WHAT YOU HAVE TO DO: Quote each line of the material verbatim, without the pictures.

^^^^^^^^

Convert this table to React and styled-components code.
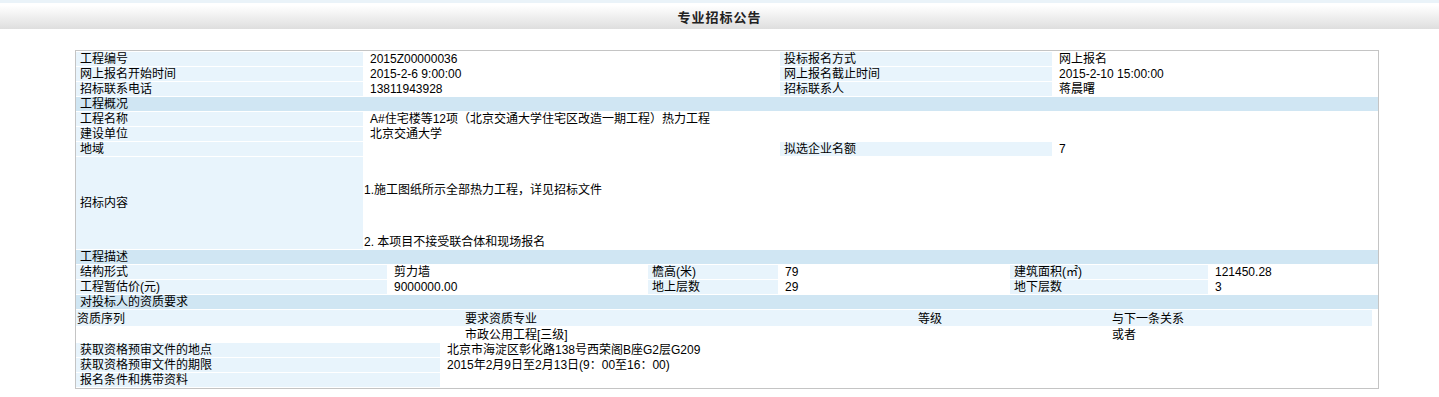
import React from "react";
import styled, { createGlobalStyle } from "styled-components";

//*! Styles
const GlobalStyle = createGlobalStyle`
  body {
    margin: 0;
    background: #fff;
    font-family: "Liberation Sans", "Noto Sans CJK SC", sans-serif;
    font-size: 12px;
    color: #000;
  }
`;

const TitleBar = styled.div`
  height: 26px;
  border-top: 3px solid #eaf3f9;
  background: linear-gradient(#ffffff 10%, #dedede 100%);
  text-align: center;
  font-family: "Noto Sans CJK SC", sans-serif;
  font-size: 13px;
  font-weight: bold;
  letter-spacing: 1px;
  line-height: 28px;
  color: #222;
`;

const Frame = styled.div`
  width: 1302px;
  margin: 21px 0 0 75px;
  padding-top: 1px;
  border: 1px solid #c4c4c4;
`;

const Grid = styled.table`
  width: 100%;
  border-collapse: collapse;
  table-layout: fixed;
`;

const bg = {
  label: "#e8f4fc",
  section: "#d0e6f3",
  value: "#ffffff",
};

const Cell = styled.td`
  height: 13px;
  padding: 1px 0 0 ${(p) => (p.$kind === "value" ? "7px" : "4px")};
  border-bottom: 1px solid #fff;
  background: ${(p) => bg[p.$kind || "label"]};
  line-height: 13px;
  vertical-align: middle;
  white-space: nowrap;
  overflow: hidden;
`;

const Lines = styled.div`
  line-height: 13px;
  white-space: pre;
  margin-left: -6px;
`;

const Nest = styled.table`
  width: 1296px;
  border-collapse: collapse;
  table-layout: fixed;
`;

const NestRow = styled.tr`
  background: ${(p) => (p.$head ? "#e8f4fc" : "#fff")};
`;

const NestCell = styled.td`
  height: 15px;
  padding: 1px 0 0 1px;
  line-height: 14px;
  white-space: nowrap;
`;

const Wrap = styled.td`
  padding: 0;
  border-bottom: 1px solid #fff;
`;
//*! End of Styles

const Cols = ({ widths }) => (
  <colgroup>
    {widths.map((w, i) => (
      <col key={i} style={{ width: w }} />
    ))}
  </colgroup>
);

export default function App() {
  return (
    <main>
      <GlobalStyle />
      <TitleBar>专业招标公告</TitleBar>
      <Frame>
        <Grid>
          <Cols widths={[287, 417, 272, 326]} />
          <tbody>
            <tr>
              <Cell>工程编号</Cell>
              <Cell $kind="value">2015Z00000036</Cell>
              <Cell>投标报名方式</Cell>
              <Cell $kind="value">网上报名</Cell>
            </tr>
            <tr>
              <Cell>网上报名开始时间</Cell>
              <Cell $kind="value">2015-2-6 9:00:00</Cell>
              <Cell>网上报名截止时间</Cell>
              <Cell $kind="value">2015-2-10 15:00:00</Cell>
            </tr>
            <tr>
              <Cell>招标联系电话</Cell>
              <Cell $kind="value">13811943928</Cell>
              <Cell>招标联系人</Cell>
              <Cell $kind="value">蒋晨曙</Cell>
            </tr>
            <tr>
              <Cell $kind="section" colSpan={4}>工程概况</Cell>
            </tr>
            <tr>
              <Cell>工程名称</Cell>
              <Cell $kind="value" colSpan={3}>
                A#住宅楼等12项（北京交通大学住宅区改造一期工程）热力工程
              </Cell>
            </tr>
            <tr>
              <Cell>建设单位</Cell>
              <Cell $kind="value" colSpan={3}>北京交通大学</Cell>
            </tr>
            <tr>
              <Cell>地域</Cell>
              <Cell $kind="value"></Cell>
              <Cell>拟选企业名额</Cell>
              <Cell $kind="value">7</Cell>
            </tr>
            <tr>
              <Cell>招标内容</Cell>
              <Cell $kind="value" colSpan={3}>
                <Lines>
                  {"\n\n1.施工图纸所示全部热力工程，详见招标文件\n\n\n\n2. 本项目不接受联合体和现场报名"}
                </Lines>
              </Cell>
            </tr>
            <tr>
              <Cell $kind="section" colSpan={4}>工程描述</Cell>
            </tr>
          </tbody>
        </Grid>
        <Grid>
          <Cols widths={[311, 261, 130, 232, 198, 170]} />
          <tbody>
            <tr>
              <Cell>结构形式</Cell>
              <Cell $kind="value">剪力墙</Cell>
              <Cell>檐高(米)</Cell>
              <Cell $kind="value">79</Cell>
              <Cell>建筑面积(㎡)</Cell>
              <Cell $kind="value">121450.28</Cell>
            </tr>
            <tr>
              <Cell>工程暂估价(元)</Cell>
              <Cell $kind="value">9000000.00</Cell>
              <Cell>地上层数</Cell>
              <Cell $kind="value">29</Cell>
              <Cell>地下层数</Cell>
              <Cell $kind="value">3</Cell>
            </tr>
            <tr>
              <Cell $kind="section" colSpan={6}>对投标人的资质要求</Cell>
            </tr>
            <tr>
              <Wrap colSpan={6}>
                <Nest>
                  <Cols widths={[388, 453, 194, 261]} />
                  <tbody>
                    <NestRow $head>
                      <NestCell>资质序列</NestCell>
                      <NestCell>要求资质专业</NestCell>
                      <NestCell>等级</NestCell>
                      <NestCell>与下一条关系</NestCell>
                    </NestRow>
                    <NestRow>
                      <NestCell></NestCell>
                      <NestCell>市政公用工程[三级]</NestCell>
                      <NestCell></NestCell>
                      <NestCell>或者</NestCell>
                    </NestRow>
                  </tbody>
                </Nest>
              </Wrap>
            </tr>
          </tbody>
        </Grid>
        <Grid>
          <Cols widths={[364, 938]} />
          <tbody>
            <tr>
              <Cell>获取资格预审文件的地点</Cell>
              <Cell $kind="value">北京市海淀区彰化路138号西荣阁B座G2层G209</Cell>
            </tr>
            <tr>
              <Cell>获取资格预审文件的期限</Cell>
              <Cell $kind="value">2015年2月9日至2月13日(9：00至16：00)</Cell>
            </tr>
            <tr>
              <Cell>报名条件和携带资料</Cell>
              <Cell $kind="value"></Cell>
            </tr>
          </tbody>
        </Grid>
      </Frame>
    </main>
  );
}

^^^^^^^^

FINAL RESULT:
Convert this table to React and styled-components code.
import React from "react";
import styled, { createGlobalStyle } from "styled-components";

//*! Styles
const GlobalStyle = createGlobalStyle`
  body {
    margin: 0;
    background: #fff;
    font-family: "Liberation Sans", "Noto Sans CJK SC", sans-serif;
    font-size: 12px;
    color: #000;
  }
`;

const TitleBar = styled.div`
  height: 26px;
  border-top: 3px solid #eaf3f9;
  background: linear-gradient(#ffffff 10%, #dedede 100%);
  text-align: center;
  font-family: "Noto Sans CJK SC", sans-serif;
  font-size: 13px;
  font-weight: bold;
  letter-spacing: 1px;
  line-height: 28px;
  color: #222;
`;

const Frame = styled.div`
  width: 1302px;
  margin: 21px 0 0 75px;
  padding-top: 1px;
  border: 1px solid #c4c4c4;
`;

const Grid = styled.table`
  width: 100%;
  border-collapse: collapse;
  table-layout: fixed;
`;

const bg = {
  label: "#e8f4fc",
  section: "#d0e6f3",
  value: "#ffffff",
};

const Cell = styled.td`
  height: 13px;
  padding: 1px 0 0 ${(p) => (p.$kind === "value" ? "7px" : "4px")};
  border-bottom: 1px solid #fff;
  background: ${(p) => bg[p.$kind || "label"]};
  line-height: 13px;
  vertical-align: middle;
  white-space: nowrap;
  overflow: hidden;
`;

const Lines = styled.div`
  line-height: 13px;
  white-space: pre;
  margin-left: -6px;
`;

const Nest = styled.table`
  width: 1296px;
  border-collapse: collapse;
  table-layout: fixed;
`;

const NestRow = styled.tr`
  background: ${(p) => (p.$head ? "#e8f4fc" : "#fff")};
`;

const NestCell = styled.td`
  height: 15px;
  padding: 1px 0 0 1px;
  line-height: 14px;
  white-space: nowrap;
`;

const Wrap = styled.td`
  padding: 0;
  border-bottom: 1px solid #fff;
`;
//*! End of Styles

const Cols = ({ widths }) => (
  <colgroup>
    {widths.map((w, i) => (
      <col key={i} style={{ width: w }} />
    ))}
  </colgroup>
);

export default function App() {
  return (
    <main>
      <GlobalStyle />
      <TitleBar>专业招标公告</TitleBar>
      <Frame>
        <Grid>
          <Cols widths={[287, 417, 272, 326]} />
          <tbody>
            <tr>
              <Cell>工程编号</Cell>
              <Cell $kind="value">2015Z00000036</Cell>
              <Cell>投标报名方式</Cell>
              <Cell $kind="value">网上报名</Cell>
            </tr>
            <tr>
              <Cell>网上报名开始时间</Cell>
              <Cell $kind="value">2015-2-6 9:00:00</Cell>
              <Cell>网上报名截止时间</Cell>
              <Cell $kind="value">2015-2-10 15:00:00</Cell>
            </tr>
            <tr>
              <Cell>招标联系电话</Cell>
              <Cell $kind="value">13811943928</Cell>
              <Cell>招标联系人</Cell>
              <Cell $kind="value">蒋晨曙</Cell>
            </tr>
            <tr>
              <Cell $kind="section" colSpan={4}>工程概况</Cell>
            </tr>
            <tr>
              <Cell>工程名称</Cell>
              <Cell $kind="value" colSpan={3}>
                A#住宅楼等12项（北京交通大学住宅区改造一期工程）热力工程
              </Cell>
            </tr>
            <tr>
              <Cell>建设单位</Cell>
              <Cell $kind="value" colSpan={3}>北京交通大学</Cell>
            </tr>
            <tr>
              <Cell>地域</Cell>
              <Cell $kind="value"></Cell>
              <Cell>拟选企业名额</Cell>
              <Cell $kind="value">7</Cell>
            </tr>
            <tr>
              <Cell>招标内容</Cell>
              <Cell $kind="value" colSpan={3}>
                <Lines>
                  {"\n\n1.施工图纸所示全部热力工程，详见招标文件\n\n\n\n2. 本项目不接受联合体和现场报名"}
                </Lines>
              </Cell>
            </tr>
            <tr>
              <Cell $kind="section" colSpan={4}>工程描述</Cell>
            </tr>
          </tbody>
        </Grid>
        <Grid>
          <Cols widths={[311, 261, 130, 232, 198, 170]} />
          <tbody>
            <tr>
              <Cell>结构形式</Cell>
              <Cell $kind="value">剪力墙</Cell>
              <Cell>檐高(米)</Cell>
              <Cell $kind="value">79</Cell>
              <Cell>建筑面积(㎡)</Cell>
              <Cell $kind="value">121450.28</Cell>
            </tr>
            <tr>
              <Cell>工程暂估价(元)</Cell>
              <Cell $kind="value">9000000.00</Cell>
              <Cell>地上层数</Cell>
              <Cell $kind="value">29</Cell>
              <Cell>地下层数</Cell>
              <Cell $kind="value">3</Cell>
            </tr>
            <tr>
              <Cell $kind="section" colSpan={6}>对投标人的资质要求</Cell>
            </tr>
            <tr>
              <Wrap colSpan={6}>
                <Nest>
                  <Cols widths={[388, 453, 194, 261]} />
                  <tbody>
                    <NestRow $head>
                      <NestCell>资质序列</NestCell>
                      <NestCell>要求资质专业</NestCell>
                      <NestCell>等级</NestCell>
                      <NestCell>与下一条关系</NestCell>
                    </NestRow>
                    <NestRow>
                      <NestCell></NestCell>
                      <NestCell>市政公用工程[三级]</NestCell>
                      <NestCell></NestCell>
                      <NestCell>或者</NestCell>
                    </NestRow>
                  </tbody>
                </Nest>
              </Wrap>
            </tr>
          </tbody>
        </Grid>
        <Grid>
          <Cols widths={[364, 938]} />
          <tbody>
            <tr>
              <Cell>获取资格预审文件的地点</Cell>
              <Cell $kind="value">北京市海淀区彰化路138号西荣阁B座G2层G209</Cell>
            </tr>
            <tr>
              <Cell>获取资格预审文件的期限</Cell>
              <Cell $kind="value">2015年2月9日至2月13日(9：00至16：00)</Cell>
            </tr>
            <tr>
              <Cell>报名条件和携带资料</Cell>
              <Cell $kind="value"></Cell>
            </tr>
          </tbody>
        </Grid>
      </Frame>
    </main>
  );
}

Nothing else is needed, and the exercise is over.